# Work required:
Lines holding the string "components" are the ones to copy; find them all in the data.

# Recorded data:
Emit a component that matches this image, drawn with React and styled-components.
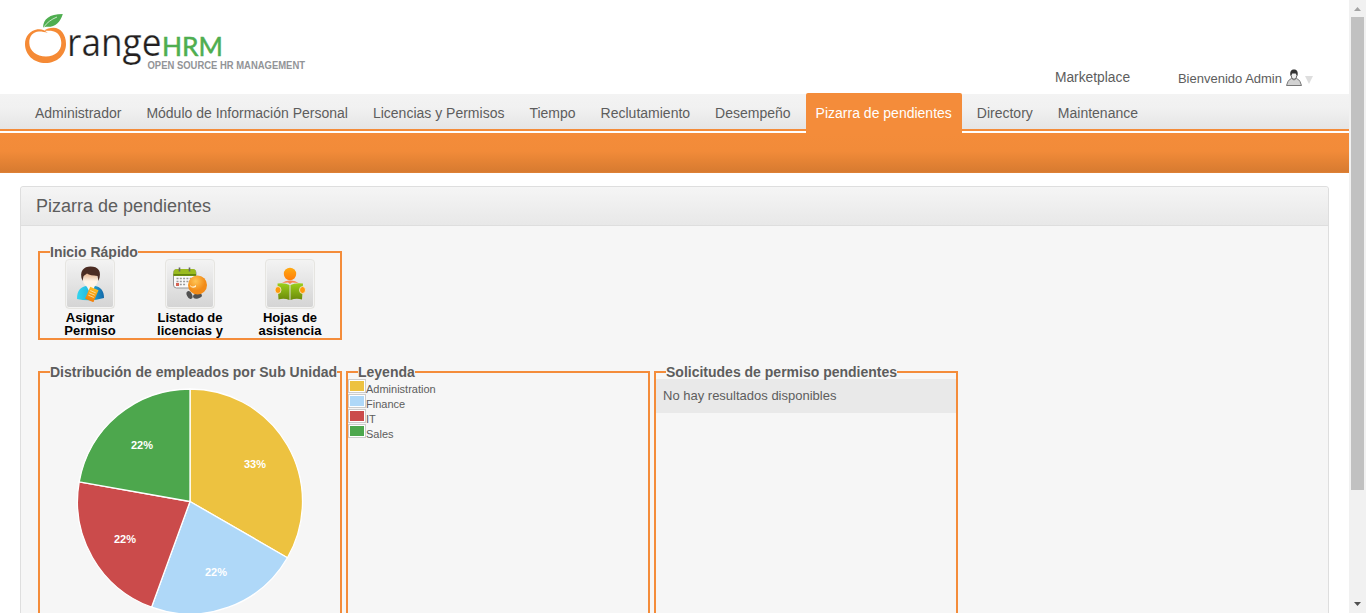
import React from "react";
import styled, { createGlobalStyle } from "styled-components";

const GlobalStyle = createGlobalStyle`
  * { box-sizing: border-box; }
  body { margin: 0; background: #fff; overflow: hidden; }
`;

const Viewport = styled.div`
  display: flex;
  width: 100%;
  height: 613px;
  overflow: hidden;
  font-family: Arial, "Liberation Sans", sans-serif;
  color: #5d5d5d;
`;
const Page = styled.div`
  flex: 1;
  min-width: 0;
`;
const Header = styled.header`
  display: flex;
  justify-content: space-between;
  height: 94px;
  padding: 8px 36px 0 20px;
`;
const Logo = styled.svg`
  display: block;
  width: 290px;
  height: 70px;
  overflow: visible;
`;
const UserArea = styled.div`
  display: flex;
  align-items: flex-start;
  padding-top: 61px;
`;
const MarketLink = styled.a`
  width: 75px;
  font-size: 13.8px;
  line-height: 18px;
  margin-right: 48px;
`;
const Welcome = styled.div`
  display: flex;
  font-size: 13px;
  line-height: 20px;
`;
const UserGlyph = styled.svg`
  width: 16px;
  height: 17px;
  margin-left: 4px;
`;
const Caret = styled.svg`
  width: 8px;
  height: 8px;
  margin: 7px 0 0 3px;
`;

const Menu = styled.nav`
  display: flex;
  gap: 5px;
  height: 37px;
  padding-left: 25px;
  background: linear-gradient(#f3f3f3 0%, #f1f1f1 40%, #e5e5e5 100%);
  border-bottom: 2px solid #f48c3a;
`;
const MenuItem = styled.a`
  height: ${(p) => (p.$active ? "40px" : "35px")};
  margin-top: ${(p) => (p.$active ? "-1px" : "0")};
  padding: ${(p) => (p.$active ? "12px" : "11px")} 10px 0;
  border-radius: 2px 2px 0 0;
  font-size: 14px;
  line-height: 16px;
  white-space: nowrap;
  color: ${(p) => (p.$active ? "#fff" : "#5d5d5d")};
  background: ${(p) => (p.$active ? "#f48c3a" : "transparent")};
`;
const SubMenu = styled.div`
  height: 40px;
  margin-top: 2px;
  background: linear-gradient(#f48c3a 0%, #f28b39 45%, #d87b30 96%, #e08338 100%);
`;

const Panel = styled.section`
  height: 500px;
  margin: 13px 20px 0;
  border: 1px solid #dedede;
  border-radius: 3px 3px 0 0;
  background: #f6f6f6;
`;
const PanelTitle = styled.h1`
  height: 39px;
  margin: 0;
  padding-left: 15px;
  border-bottom: 1px solid #dedede;
  background: linear-gradient(#f5f5f5, #e8e8e8);
  border-radius: 3px 3px 0 0;
  font-size: 18px;
  font-weight: 400;
  line-height: 38px;
`;
const PanelBody = styled.div`
  padding: 18px 17px 0;
`;
const Row = styled.div`
  display: flex;
  gap: 4px;
  margin-bottom: 24px;
`;
const Group = styled.fieldset`
  width: 304px;
  min-width: 0;
  height: ${(p) => p.$height}px;
  margin: 0;
  padding: 0;
  border: 2px solid #f48c3a;
`;
const GroupTitle = styled.legend`
  margin-left: 10px;
  padding: 0;
  font-size: 14px;
  font-weight: 700;
  line-height: 16px;
  white-space: nowrap;
`;
const Shortcuts = styled.div`
  display: flex;
  margin-top: -1px;
`;
const Shortcut = styled.a`
  display: flex;
  flex-direction: column;
  align-items: center;
  width: 100px;
  gap: 2px;
`;
const Tile = styled.div`
  display: flex;
  align-items: center;
  justify-content: center;
  width: 50px;
  height: 50px;
  border: 1px solid #e6e5e1;
  border-radius: 4px;
  box-shadow: inset 0 0 0 1px #f3f3f2;
  background: linear-gradient(#f3f3f3, #d4d4d4);
  svg { display: block; width: 36px; height: 36px; }
`;
const ShortcutLabel = styled.div`
  width: 84px;
  height: 27px;
  overflow: hidden;
  font-size: 13px;
  font-weight: 700;
  line-height: 13px;
  text-align: center;
  color: #000;
`;
const Pie = styled.svg`
  display: block;
  width: 300px;
  height: 240px;
`;
const Legend = styled.ul`
  margin: -1px 0 0;
  padding: 0;
  list-style: none;
`;
const LegendItem = styled.li`
  display: flex;
  height: 15px;
  font-size: 11px;
  line-height: 21px;
`;
const Swatch = styled.span`
  width: 18px;
  height: 14px;
  padding: 1px;
  border: 1px solid #ccc;
  background: linear-gradient(${(p) => p.$color}, ${(p) => p.$color}) content-box, #fff;
`;
const EmptyRow = styled.div`
  height: 34px;
  margin-top: -1px;
  padding-left: 7px;
  background: #e9e9e9;
  font-size: 13px;
  line-height: 34px;
`;

const ScrollTrack = styled.div`
  display: flex;
  flex-direction: column;
  align-items: center;
  width: 17px;
  background: #f1f1f1;
`;
const ScrollArrow = styled.svg`
  width: 17px;
  height: 17px;
`;
const ScrollThumb = styled.div`
  width: 13px;
  height: 473px;
  margin-bottom: 106px;
  background: #c1c1c1;
`;

function BrandLogo() {
  return (
    <Logo viewBox="20 8 290 70">
      <path
        fill="#f58a35"
        d="M47.800 33C45 30 41.500 28.800 37.500 29.300C30 30.500 25 36.500 25 44C25 55 34 63 45.500 63C57 63 66 55 66 44C66 34.500 60.500 27.800 53.500 27.800C50 27.800 46 29 44 31C48 31 50 30.700 52 31C57.500 31.500 61.300 36.500 61.300 43C61.300 51 55 56.500 46 56.500C36.500 56.500 29.500 51 29.300 43C29 36.500 33 31.800 39 31.600C42.500 31.600 45 32.200 47.800 33Z"
      />
      <path fill="#4fae50" d="M43 27.500C43.500 19 49 14.200 62.800 14C60 23 55 27.500 46 26.800L43 27.500Z" />
      <path stroke="#fff" strokeWidth=".7" fill="none" d="M43.500 27.500C47 22.500 51 19.500 57 17" />
      <text x="67" y="56" fontFamily="'Open Sans', sans-serif" fontSize="37.500" fontWeight="400" fill="#231f20" stroke="#fff" strokeWidth=".25" textLength="94.500" lengthAdjust="spacingAndGlyphs">range</text>
      <text x="162" y="56" fontFamily="Lato, sans-serif" fontSize="26.500" fill="#4fae50" stroke="#4fae50" strokeWidth=".5" textLength="61" lengthAdjust="spacingAndGlyphs">HRM</text>
      <text x="147.500" y="69" fontFamily="Liberation Sans, sans-serif" fontWeight="700" fontSize="10" fill="#929497" textLength="157.500" lengthAdjust="spacingAndGlyphs">OPEN SOURCE HR MANAGEMENT</text>
    </Logo>
  );
}

function AssignLeaveIcon() {
  return (
    <svg viewBox="0 0 36 36">
      <defs>
        <linearGradient id="shirt"><stop offset="0" stopColor="#35d5ee" /><stop offset=".45" stopColor="#26b9df" /><stop offset="1" stopColor="#1467a8" /></linearGradient>
        <linearGradient id="face" x2="0" y2="1"><stop offset="0" stopColor="#dc9d70" /><stop offset=".6" stopColor="#fff3e6" /></linearGradient>
        <linearGradient id="card" x2="0" y2="1"><stop offset="0" stopColor="#ffbc20" /><stop offset="1" stopColor="#f17e0a" /></linearGradient>
      </defs>
      <path fill="url(#shirt)" d="M5 33C5 24 9 21 14 20L18 22L23 20C29 21 32 25 32 32Q18 36 5 33Z" />
      <path fill="#f3f8fa" d="M14 19L23 19L21 25L17 25Z" />
      <ellipse cx="18.500" cy="13.500" rx="7.400" ry="8.300" fill="url(#face)" />
      <path fill="#4b2c23" d="M10.500 15C6.500 5 12 .500 18.500 .500C26 .500 30.500 5 26.500 15L25.500 10C21 9.500 17 9 15 7.500C13 9 12 9.500 11.500 10.500Z" />
      <g transform="rotate(23 20 28)">
        <rect x="15.500" y="22" width="9" height="13" fill="url(#card)" />
        <path stroke="#ffe1a0" strokeWidth=".8" d="M17 25.500h6M17 28h6M17 30.500h6" />
      </g>
    </svg>
  );
}

function LeaveListIcon() {
  return (
    <svg viewBox="0 0 36 36">
      <defs>
        <radialGradient id="ball" cx=".4" cy=".3"><stop offset="0" stopColor="#ffc555" /><stop offset="1" stopColor="#f28b18" /></radialGradient>
      </defs>
      <rect x="1.500" y="3.500" width="22.500" height="18.500" rx="3" fill="#fafafa" stroke="#969696" />
      <path fill="#9abb20" d="M1.500 7Q1.500 3 5 3H21Q24 3 24 7V10H1.500Z" />
      <path fill="#638410" d="M1.500 8h22.500v1.800H1.500Z" />
      <path stroke="#666" strokeWidth="1.600" d="M7.500 1.500v4M17.500 1.500v4" />
      <path stroke="#999" strokeWidth="1.600" strokeDasharray="2 1.300" d="M4.500 12.500h17M4.500 15.500h17M4.500 18.500h10" />
      <path fill="#d66354" d="M4 17h3v3H4Z" />
      <ellipse cx="17.500" cy="29" rx="2.600" ry="4.200" fill="#515151" transform="rotate(-25 17.500 29)" />
      <ellipse cx="25.500" cy="30" rx="4.500" ry="2.500" fill="#515151" transform="rotate(-12 25.500 30)" />
      <circle cx="25.500" cy="19" r="9.500" fill="url(#ball)" />
      <path fill="#fff2cf" d="M18 19Q20 22 24 19L24 21Q20 23 18 20Z" />
    </svg>
  );
}

function TimesheetIcon() {
  return (
    <svg viewBox="0 0 36 36">
      <defs>
        <linearGradient id="orange" x2="0" y2="1"><stop offset="0" stopColor="#ffaa12" /><stop offset="1" stopColor="#ff7d0a" /></linearGradient>
        <linearGradient id="book" x2="0" y2="1"><stop offset="0" stopColor="#9ccf1b" /><stop offset="1" stopColor="#6b8909" /></linearGradient>
      </defs>
      <circle cx="18" cy="8" r="6.200" fill="url(#orange)" />
      <path fill="#fa8550" d="M10 17Q14 14 18 14.500Q23 14 26.500 17L20 16.500L18 18L16 16.500Z" />
      <path fill="url(#book)" d="M5.500 17.500Q13 16.500 17.500 19V34Q12 32 6.500 33.500ZM18.500 19Q23 16.500 31 17.500L30 33.500Q24 32 18.500 34Z" />
      <ellipse cx="6" cy="24" rx="3" ry="3.500" fill="#ff9a0c" stroke="#f2eedf" strokeWidth=".8" />
      <ellipse cx="30.500" cy="24" rx="3" ry="3.500" fill="#ff9a0c" stroke="#f2eedf" strokeWidth=".8" />
    </svg>
  );
}

const menuItems = [
  "Administrador",
  "Módulo de Información Personal",
  "Licencias y Permisos",
  "Tiempo",
  "Reclutamiento",
  "Desempeño",
  "Pizarra de pendientes",
  "Directory",
  "Maintenance",
];

const shortcuts = [
  { label: ["Asignar", "Permiso"], Icon: AssignLeaveIcon },
  { label: ["Listado de", "licencias y"], Icon: LeaveListIcon },
  { label: ["Hojas de", "asistencia"], Icon: TimesheetIcon },
];

const units = [
  { name: "Administration", color: "#edc240", share: 3, label: "33%", x: 215, y: 88 },
  { name: "Finance", color: "#afd8f8", share: 2, label: "22%", x: 176, y: 196 },
  { name: "IT", color: "#cb4b4b", share: 2, label: "22%", x: 85, y: 163 },
  { name: "Sales", color: "#4da74d", share: 2, label: "22%", x: 102, y: 69 },
];

function UnitPie() {
  const cx = 150;
  const cy = 121.5;
  const r = 112.5;
  let start = 0;
  const point = (part) => {
    const a = (part / 9) * Math.PI * 2;
    return `${cx + r * Math.sin(a)} ${cy - r * Math.cos(a)}`;
  };
  return (
    <Pie viewBox="0 0 300 240">
      {units.map((u) => {
        const from = start;
        start += u.share;
        return (
          <path
            key={u.name}
            d={`M${cx} ${cy}L${point(from)}A${r} ${r} 0 0 1 ${point(start)}Z`}
            fill={u.color}
            stroke="#fff"
            strokeWidth="1.3"
            strokeLinejoin="round"
          />
        );
      })}
      {units.map((u) => (
        <text key={u.name} x={u.x} y={u.y} textAnchor="middle" fontFamily="Liberation Sans, sans-serif" fontWeight="700" fontSize="11" fill="#fff">
          {u.label}
        </text>
      ))}
    </Pie>
  );
}

export default function App() {
  return (
    <Viewport>
      <GlobalStyle />
      <Page>
        <Header>
          <BrandLogo />
          <UserArea>
            <MarketLink>Marketplace</MarketLink>
            <Welcome>
              Bienvenido Admin
              <UserGlyph viewBox="0 0 16 17">
                <path d="M.500 16.500L2 12.500Q3 10.500 5.500 9.500Q8 12.500 10.500 9.500Q13 10.500 14 12.500L15.500 16.500Z" fill="#d2d2d2" stroke="#777" />
                <ellipse cx="8" cy="6.500" rx="2.800" ry="3.800" fill="#eee" stroke="#666" />
                <path d="M4.500 7C3.500 2 5.500 0.500 8 0.500S12.500 2 11.500 7L10 4.500H6Z" fill="#333" />
              </UserGlyph>
              <Caret viewBox="0 0 8 8">
                <path d="M0 0h8L4 8Z" fill="#dedede" />
              </Caret>
            </Welcome>
          </UserArea>
        </Header>
        <Menu>
          {menuItems.map((m) => (
            <MenuItem key={m} $active={m === "Pizarra de pendientes"}>{m}</MenuItem>
          ))}
        </Menu>
        <SubMenu />
        <Panel>
          <PanelTitle>Pizarra de pendientes</PanelTitle>
          <PanelBody>
            <Row>
              <Group $height={96}>
                <GroupTitle>Inicio Rápido</GroupTitle>
                <Shortcuts>
                  {shortcuts.map(({ label, Icon }) => (
                    <Shortcut key={label[0]}>
                      <Tile><Icon /></Tile>
                      <ShortcutLabel>{label[0]}<br />{label[1]}</ShortcutLabel>
                    </Shortcut>
                  ))}
                </Shortcuts>
              </Group>
            </Row>
            <Row>
              <Group $height={300}>
                <GroupTitle>Distribución de empleados por Sub Unidad</GroupTitle>
                <UnitPie />
              </Group>
              <Group $height={300}>
                <GroupTitle>Leyenda</GroupTitle>
                <Legend>
                  {units.map((u) => (
                    <LegendItem key={u.name}><Swatch $color={u.color} />{u.name}</LegendItem>
                  ))}
                </Legend>
              </Group>
              <Group $height={300}>
                <GroupTitle>Solicitudes de permiso pendientes</GroupTitle>
                <EmptyRow>No hay resultados disponibles</EmptyRow>
              </Group>
            </Row>
          </PanelBody>
        </Panel>
      </Page>
      <ScrollTrack>
        <ScrollArrow viewBox="0 0 17 17"><path d="M5 11L8.500 7L12 11Z" fill="#a3a3a3" /></ScrollArrow>
        <ScrollThumb />
        <ScrollArrow viewBox="0 0 17 17"><path d="M5 6L8.500 10L12 6Z" fill="#505050" /></ScrollArrow>
      </ScrollTrack>
    </Viewport>
  );
}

# Solution for this exercise:
Emit a component that matches this image, drawn with React and styled-components.
import styled, { createGlobalStyle } from "styled-components";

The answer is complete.